Optimal energy scaling for a shear experiment in single-crystal plasticity with cross-hardening

TL;DR

This paper investigates the energy required for shear deformation in single-crystal plasticity with cross-hardening, revealing how the aspect ratio influences the energy scaling and identifying a critical aspect ratio for energy positivity.

Contribution

It introduces a non-convex variational model for shear in single-crystal plasticity with cross-hardening, analyzing energy dependence on aspect ratio and shear amount.

Findings

Existence of a critical aspect ratio separating zero and positive energy regimes.

Energy scaling bounds are established based on the prescribed shear amount.

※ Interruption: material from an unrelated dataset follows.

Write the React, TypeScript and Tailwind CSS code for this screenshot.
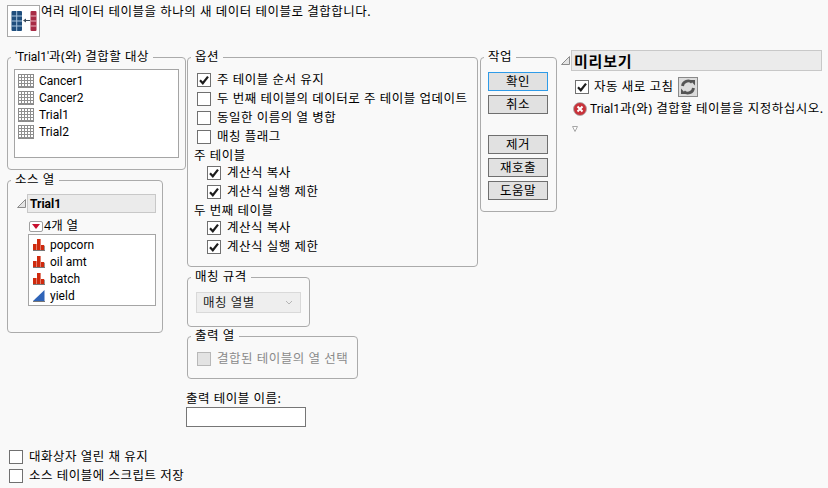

Below the critical aspect ratio, shear can be imposed with zero energy.

Abstract

Consideration is given to a non-convex variational model for a shear experiment in the framework of single-crystal linearised plasticity with infinite cross-hardening. The rectangular shear sample is clamped at each end, and is subjected to a prescribed horizontal or diagonal shear, modelled by an appropriate hard Dirichlet condition. We ask: how much energy is required to impose such a shear, and how does it depend on the aspect ratio? Assuming that just two slip systems are active, we show that there is a critical aspect ratio, above which the energy is strictly positive, and below which it is zero. Furthermore, in the respective regimes determined by the aspect ratio, we prove energy scaling bounds, expressed in terms of the amount of prescribed shear.